As you may be aware, President Trump fired Defense Secretary Mark T. Esper last week following a series of clashes on various issues such as Esper’s opposition to the use of active-duty troops to quell demonstrations following the killing of George Floyd, according to numerous media outlets including the Washington Post. It has also been suggested that Esper opposed the now-ordered troop draw-downs in Afghanistan and Iraq. So, with Esper out via tweet, the president appointed Christopher C. Miller as acting secretary of defense. Miller had recently been named director of the National Counterterrorism Center.

During Miller’s first days as acting defense secretary, he sent a memorandum to all Department of Defense employees that outlines his “goals while leading this organization.” Among other aspirations, he cited accelerating the activities of the DOD “to combat transnational threats.”

Further on in the memorandum, Miller made a unique sports invocation: “As we embark on this clear path forward, I often reflect on the simple, yet powerful, leadership mantra of the incomparable football coach, Bill Belichick, ‘Do your job’. We are a team, and that should be our mindset.”

As reported by The Hill, Belichick was asked for his reaction to the Miller memorandum: “Well, I really appreciate the kind words from Secretary Miller. … When you consider the type of leadership he’s shown throughout his career serving our country, it really means a lot. I’m flattered by the reference that he made.”

Belichick, coach of the New England Patriots, who is of Croatian descent, followed his comments about the Miller memorandum by injecting himself into international politics. He discussed the human rights issues arising from the war being waged by Turkey and Azerbaijan against the Armenians. Referencing combating “traditional” threats, Belichick observed, “… I hope our country will take action against Turkey and Azerbaijan for their unprovoked and deadly attacks on Armenians. … We’ve seen that when a humanitarian crisis and things like that, like ethnic cleansing, go unpunished, that they just continue to happen. I hope we can put a stop to that.”

It should be pointed out that the Patriots’ director of football is Berj Najarian, an Armenian, and the Boston area has one of the largest Armenian communities in the country.

While a somewhat convoluted chain of events, from Trump’s firing of Esper to Belichick’s human rights plea, it is rather remarkable that Belichick, famously known for his vintage “coach speak,” would use his platform in a meeting with reporters following the Patriots’ defeat of the Baltimore Ravens to shed light on the plight of the Armenians.

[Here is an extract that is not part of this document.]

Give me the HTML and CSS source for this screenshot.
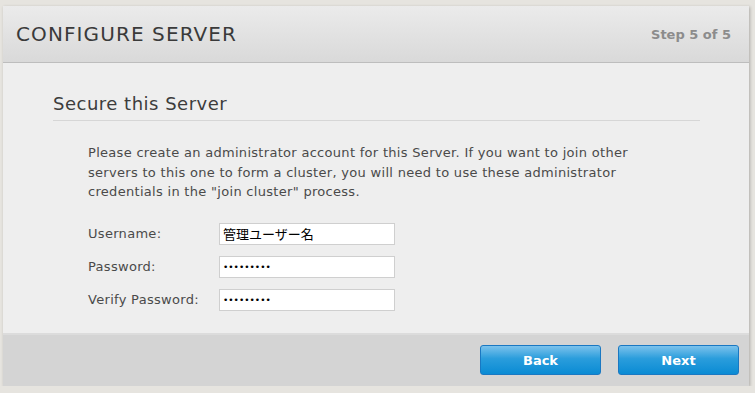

The United States has always shied away from much more than talk when it comes to the ancient ethnic war Turkey has subjected the Armenians to. Reportedly, Ottoman Turks murdered 1.5 million Armenians as part of a genocide campaign.

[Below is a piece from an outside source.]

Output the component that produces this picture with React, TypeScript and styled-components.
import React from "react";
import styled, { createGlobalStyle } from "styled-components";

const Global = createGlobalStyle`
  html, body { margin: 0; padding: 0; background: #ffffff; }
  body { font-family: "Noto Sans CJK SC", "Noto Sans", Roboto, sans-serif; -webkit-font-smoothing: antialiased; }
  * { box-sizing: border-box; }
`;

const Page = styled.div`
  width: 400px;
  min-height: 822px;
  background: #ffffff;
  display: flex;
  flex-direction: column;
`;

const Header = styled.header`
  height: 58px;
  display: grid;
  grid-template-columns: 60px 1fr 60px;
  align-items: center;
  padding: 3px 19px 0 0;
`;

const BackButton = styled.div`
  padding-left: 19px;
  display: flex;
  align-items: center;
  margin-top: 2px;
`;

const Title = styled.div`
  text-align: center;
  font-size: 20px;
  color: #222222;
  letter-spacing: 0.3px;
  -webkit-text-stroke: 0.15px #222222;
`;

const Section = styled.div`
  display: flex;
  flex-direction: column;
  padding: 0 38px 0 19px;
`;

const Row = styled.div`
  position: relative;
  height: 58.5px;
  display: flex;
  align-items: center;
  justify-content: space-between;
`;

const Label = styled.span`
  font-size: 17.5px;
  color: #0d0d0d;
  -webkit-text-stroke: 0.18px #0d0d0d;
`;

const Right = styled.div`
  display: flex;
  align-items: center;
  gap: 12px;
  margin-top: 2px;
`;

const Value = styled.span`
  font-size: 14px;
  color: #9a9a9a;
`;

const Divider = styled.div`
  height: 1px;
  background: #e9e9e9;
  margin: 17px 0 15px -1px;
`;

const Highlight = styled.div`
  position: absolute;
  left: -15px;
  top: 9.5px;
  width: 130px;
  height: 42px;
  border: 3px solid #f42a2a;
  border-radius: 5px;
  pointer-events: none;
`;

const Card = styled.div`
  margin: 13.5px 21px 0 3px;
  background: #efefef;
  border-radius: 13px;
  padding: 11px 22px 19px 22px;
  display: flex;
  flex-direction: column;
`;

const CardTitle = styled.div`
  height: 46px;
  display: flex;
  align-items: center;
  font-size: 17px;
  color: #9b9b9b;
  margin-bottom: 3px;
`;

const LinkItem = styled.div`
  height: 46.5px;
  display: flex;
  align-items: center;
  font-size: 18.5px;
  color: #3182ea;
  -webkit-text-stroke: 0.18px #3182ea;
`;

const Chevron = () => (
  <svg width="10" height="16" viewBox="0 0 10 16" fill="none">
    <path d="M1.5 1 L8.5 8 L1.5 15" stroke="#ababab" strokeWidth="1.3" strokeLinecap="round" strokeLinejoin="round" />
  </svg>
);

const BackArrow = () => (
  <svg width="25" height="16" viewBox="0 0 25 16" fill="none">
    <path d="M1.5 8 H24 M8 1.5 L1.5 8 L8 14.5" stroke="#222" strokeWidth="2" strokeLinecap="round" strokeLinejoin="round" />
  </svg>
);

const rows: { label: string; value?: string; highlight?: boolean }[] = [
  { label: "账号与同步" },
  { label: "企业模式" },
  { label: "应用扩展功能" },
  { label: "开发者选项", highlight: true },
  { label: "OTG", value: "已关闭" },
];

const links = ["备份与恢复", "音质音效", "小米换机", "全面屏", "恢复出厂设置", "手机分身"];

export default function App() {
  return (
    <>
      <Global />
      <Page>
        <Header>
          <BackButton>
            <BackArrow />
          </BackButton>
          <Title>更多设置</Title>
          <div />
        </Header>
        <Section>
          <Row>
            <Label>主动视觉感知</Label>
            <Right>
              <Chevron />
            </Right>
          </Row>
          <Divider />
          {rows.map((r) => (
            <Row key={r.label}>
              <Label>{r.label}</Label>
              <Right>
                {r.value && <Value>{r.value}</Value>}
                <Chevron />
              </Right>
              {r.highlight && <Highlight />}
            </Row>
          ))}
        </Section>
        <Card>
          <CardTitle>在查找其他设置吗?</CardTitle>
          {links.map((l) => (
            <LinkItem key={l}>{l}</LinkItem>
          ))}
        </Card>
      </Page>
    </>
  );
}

Both Obama and Trump consistently attempted to avoid the subject when it comes to substantive sanctions against Turkey because the United States needs Turkey on its side at all times, given those who reside in Turkey’s neighborhood, even at the cost of Armenian lives.

This situation presents a clear picture of a foreign policy dilemma that has faced every president: Do we do what is morally and ethically “right” and actively oppose those states that would abuse human rights? Or do we implement foreign policy decisions that are in the best strategic interests of the United States?

It is significant that a football coach, who is famously known for coldly keeping his eyes on the ball, would call out a president, or two, on a human rights issue, and condemn what is, without question, a cold and calculating foreign policy position.